Non-verbal communication skills for teachers

Jacki Brickman shows a video of students entering an elementary school ready for a new school day. While students entering school are nothing out of the ordinary it’s the students’ quiet, orderly behavior that seems out of the norm.

The video was taken at a school in the Minneapolis School District. The teachers are employing “Educational Non-Verbal Yardsticks,” (ENVoY) a program Brickman, an education consultant, works with in Anoka-Hennepin School District 11.

“ENVoY employs a set of nonverbal communication skills that all educators can use to positively manage student behavior in a way that preserves relationships and maximizes productivity,” Brickman said.

In the case of the video from Minneapolis, on close inspection, one can see ENVoY in action. Instead of the teacher saying, “Pull your hood down, pull your hood down, pull your hood down,” as students walk into the school, she simply makes a hand motion that indicates a student should pull his or her hood down.

The students comply helping to create a quiet entry as the students come into the school. It is an example of ENVoY’s approach of using influence rather than power for behavior.

A graduate of Anoka High School, a former teacher in the Minneapolis School District and an Anoka-Hennepin parent, Brickman has worked with District 11 for about five years.

Schools currently using ENVoY schoolwide are University Avenue, Eisenhower, Mississippi, Rum River, Dayton, Hamilton, Morris Bye and Champlin Brooklyn Park Academy.

Two schools, Hoover and Johnsville, have held some training, while Monroe, Oxbow Creek and Sand Creek had optional summer sessions.

ENVoY was developed by Michael Grinder, a teacher in Washington, who was interested in knowing what good teachers do. In observing thousands of classrooms he noticed that effective teachers used nonverbal skills.

Grinder gave names to these skills and created ENVoY, which provides teachers with 31 specific skills to help with classroom management. Through training, teachers learn skills for getting students’ attention, teaching, transitions and independent work.

Brickman said there are many benefits to ENVoY. Although ENVoY is fairly new, she said research has shown that using the program’s seven gems of classroom management, teachers can gain an hour of curriculum time a week.

“ENVoY not only saves time and teachers’ energy, it preserves teacher and student relationships, which helps students to be more successful,” Brickman said.

Jackie Slocum, a first-grade teacher at Eisenhower Elementary School, has become a certified ENVoY practitioner. To earn this certification, instructors must demonstrate mastery in all of the key ENVoY skills in real time.

Slocum said she became excited about ENVoY the first time she heard Brickman speak. She said that Brickman has a way to motivate teachers and to help them see things differently.

The biggest difference she has noticed is calmness, according to Slocum.

“My class feels calm and so do I,” Slocum said.

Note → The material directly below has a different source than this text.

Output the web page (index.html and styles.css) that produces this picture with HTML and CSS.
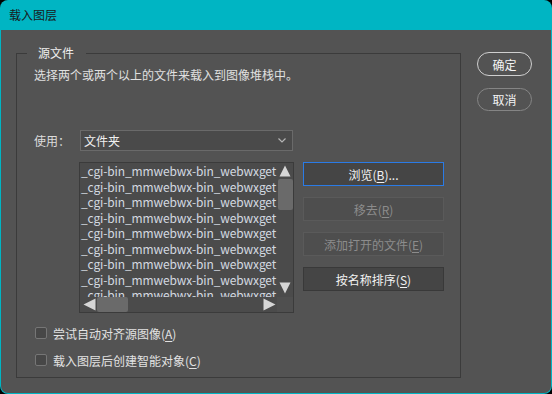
FILE: index.html
```html
<!DOCTYPE html>
<html lang="zh-CN">
<head>
<meta charset="utf-8">
<title>载入图层</title>
<link rel="stylesheet" href="styles.css">
</head>
<body>
<div class="win">
  <div class="titlebar">载入图层</div>
  <div class="client">
    <div class="group">
      <span class="legend">源文件</span>
      <p class="desc">选择两个或两个以上的文件来载入到图像堆栈中。</p>
      <div class="use-row">
        <span class="label">使用：</span>
        <div class="select">
          <span>文件夹</span>
          <svg class="chev" width="8" height="5" viewBox="0 0 8 5"><path d="M0.5 0.5 L4 4 L7.5 0.5" fill="none" stroke="#b4b4b4" stroke-width="1.2"/></svg>
        </div>
      </div>
      <div class="files-row">
        <div class="list">
          <div class="items">
            <div class="item">_cgi-bin_mmwebwx-bin_webwxget</div>
            <div class="item">_cgi-bin_mmwebwx-bin_webwxget</div>
            <div class="item">_cgi-bin_mmwebwx-bin_webwxget</div>
            <div class="item">_cgi-bin_mmwebwx-bin_webwxget</div>
            <div class="item">_cgi-bin_mmwebwx-bin_webwxget</div>
            <div class="item">_cgi-bin_mmwebwx-bin_webwxget</div>
            <div class="item">_cgi-bin_mmwebwx-bin_webwxget</div>
            <div class="item">_cgi-bin_mmwebwx-bin_webwxget</div>
            <div class="item">_cgi-bin_mmwebwx-bin_webwxget</div>
          </div>
          <div class="vscroll">
            <svg width="12" height="12" viewBox="0 0 12 12"><path d="M6 0.5 L11.5 11.5 L0.5 11.5 Z" fill="#d6d6d6"/></svg>
            <div class="vthumb"></div>
            <div class="vspace"></div>
            <svg width="12" height="12" viewBox="0 0 12 12"><path d="M0.5 0.5 L11.5 0.5 L6 11.5 Z" fill="#d6d6d6"/></svg>
          </div>
          <div class="hscroll">
            <svg width="13" height="13" viewBox="0 0 13 13"><path d="M0.5 6.5 L12.5 0.5 L12.5 12.5 Z" fill="#d6d6d6"/></svg>
            <div class="hthumb"></div>
            <div class="hspace"></div>
            <svg width="13" height="13" viewBox="0 0 13 13"><path d="M0.5 0.5 L12.5 6.5 L0.5 12.5 Z" fill="#d6d6d6"/></svg>
          </div>
          <div class="corner"></div>
        </div>
        <div class="actions">
          <div class="btn focus">浏览(<u>B</u>)...</div>
          <div class="btn disabled">移去(<u>R</u>)</div>
          <div class="btn disabled">添加打开的文件(<u>E</u>)</div>
          <div class="btn">按名称排序(<u>S</u>)</div>
        </div>
      </div>
      <div class="check first"><span class="box"></span><span>尝试自动对齐源图像(<u>A</u>)</span></div>
      <div class="check"><span class="box"></span><span>载入图层后创建智能对象(<u>C</u>)</span></div>
    </div>
    <div class="side">
      <div class="pill ok">确定</div>
      <div class="pill cancel">取消</div>
    </div>
  </div>
</div>
</body>
</html>
```

FILE: styles.css
```css
* { box-sizing: border-box; }
html, body { margin: 0; padding: 0; background: #000; }
body {
  font-family: "Noto Sans CJK SC", "Noto Sans", sans-serif;
  font-size: 12px;
  width: 552px;
  height: 394px;
  overflow: hidden;
}
.win {
  width: 552px;
  height: 394px;
  background: #00b5c3;
  border-radius: 8px;
  display: flex;
  flex-direction: column;
  overflow: hidden;
}
.titlebar {
  height: 30px;
  flex: none;
  padding-left: 9px;
  line-height: 30px;
  font-size: 12px;
  color: #1a1a1a;
}
.client {
  margin: 0 1px 1px 1px;
  flex: 1;
  background: #535353;
  border-bottom-left-radius: 7px;
  border-bottom-right-radius: 7px;
  display: flex;
  align-items: flex-start;
  padding: 23px 0 0 15px;
}
.group {
  position: relative;
  width: 445px;
  height: 325px;
  border: 1px solid #3b3b3b;
  padding: 13px 0 0 17px;
  color: #e4e4e4;
}
.legend {
  position: absolute;
  left: 10px;
  top: -9px;
  padding: 0 12px 0 11px;
  background: #535353;
  line-height: 16px;
  color: #eeeeee;
}
.desc {
  margin: 0;
  line-height: 16px;
  color: #e0e0e0;
}
.use-row {
  display: flex;
  align-items: center;
  margin-top: 47px;
  height: 21px;
}
.label {
  width: 46px;
  color: #dcdcdc;
}
.select {
  width: 213px;
  height: 21px;
  border: 1px solid #6a6a6a;
  background: #4a4a4a;
  display: flex;
  align-items: center;
  justify-content: space-between;
  padding: 0 6px 0 3px;
  color: #f0f0f0;
}
.chev { display: block; }
.files-row {
  display: flex;
  align-items: flex-start;
  margin-top: 11px;
  margin-left: 45px;
}
.list {
  width: 215px;
  height: 151px;
  border: 1px solid #3b3b3b;
  background: #4b4b4b;
  display: grid;
  grid-template-columns: 1fr 16px;
  grid-template-rows: 1fr 15px;
  overflow: hidden;
}
.items {
  overflow: hidden;
  padding-left: 1px;
  color: #d3d9e0;
}
.item {
  line-height: 15.5px;
  white-space: nowrap;
  letter-spacing: -0.12px;
}
.vscroll {
  display: flex;
  flex-direction: column;
  align-items: center;
  padding-top: 2px;
}
.vscroll svg { display: block; flex: none; }
.vthumb {
  width: 15px;
  height: 31px;
  margin-top: 2px;
  background: #6a6a6a;
  border-radius: 2px;
}
.vspace { flex: 1; }
.vscroll svg:last-child { margin-bottom: 3px; }
.hscroll {
  display: flex;
  align-items: center;
  padding-left: 3px;
}
.hscroll svg { display: block; flex: none; }
.hthumb {
  width: 31px;
  height: 15px;
  margin-left: 1px;
  background: #6a6a6a;
  border-radius: 2px;
}
.hspace { flex: 1; }
.hscroll svg:last-child { margin-right: 1px; }
.corner { background: #4f4f4f; }
.actions {
  margin-left: 9px;
  display: flex;
  flex-direction: column;
  gap: 11px;
}
.btn {
  width: 141px;
  height: 24px;
  border: 1px solid #393939;
  background: #454545;
  color: #f2f2f2;
  display: flex;
  align-items: center;
  justify-content: center;
}
.btn.focus { border-color: #2a7be6; }
.btn.disabled {
  background: #4e4e4e;
  border-color: #5a5a5a;
  color: #8c8c8c;
}
u { text-underline-offset: 2px; }
.check {
  display: flex;
  align-items: center;
  height: 16px;
  margin-top: 11px;
  color: #e2e2e2;
}
.check.first { margin-top: 12px; }
.box {
  width: 12px;
  height: 12px;
  margin-left: 1px;
  margin-right: 6px;
  border: 1px solid #767676;
  border-radius: 2px;
  background: #474747;
}
.side {
  margin-left: 16px;
  margin-top: -1px;
  display: flex;
  flex-direction: column;
  gap: 12px;
}
.pill {
  width: 55px;
  height: 24px;
  border-radius: 12px;
  display: flex;
  align-items: center;
  justify-content: center;
  color: #f4f4f4;
}
.pill.ok { border: 1px solid #cfcfcf; }
.pill.cancel { border: 1px solid #858585; height: 23px; }
```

“Through the use of visuals and non-verbal cues, I have taught my class what to do, how to do it, and when to do it. I am no longer repeating myself over and over throughout the day.

“This has given me back some valuable teaching time, as less time is spent on transitioning between activities. I also feel that my class has taken ownership of their learning. They look to each other for help and allow me to be the guide. There is a real sense of community in the classroom.”

Slocum has also noticed that students are on task and more prepared to learn. “ENVoY has taught me how to take some of the surprises out of teaching and has given me strategies to apply ‘in case’ a, b, or c happens,” she said.

“My students know what they can expect to see from me, and they can focus their energy on learning.”

Mississippi Elementary School Principal Mark Hansen has also appreciated how ENVoY has offered strategies to improve the climate of the school and classrooms.

“’The Most Important 20 Seconds’ is one example,” Hansen said.

“The teacher gives a direction to students and sends them off to work.

“For the first 20 seconds the teacher stands in the spot they gave the direction from and waits for 20 seconds as students get to work. You would absolutely be amazed at how effective this is at getting all students to go straight to their task.”

Through ENVoY, Hansen said Mississippi staff have been trained about the importance of visuals.

Overall Mississippi staff are more calm and the student climate is more positive, he said. “We are on a journey learning more as we go,” Hansen said.

“So far this training has had a very positive effect on our learning climate.”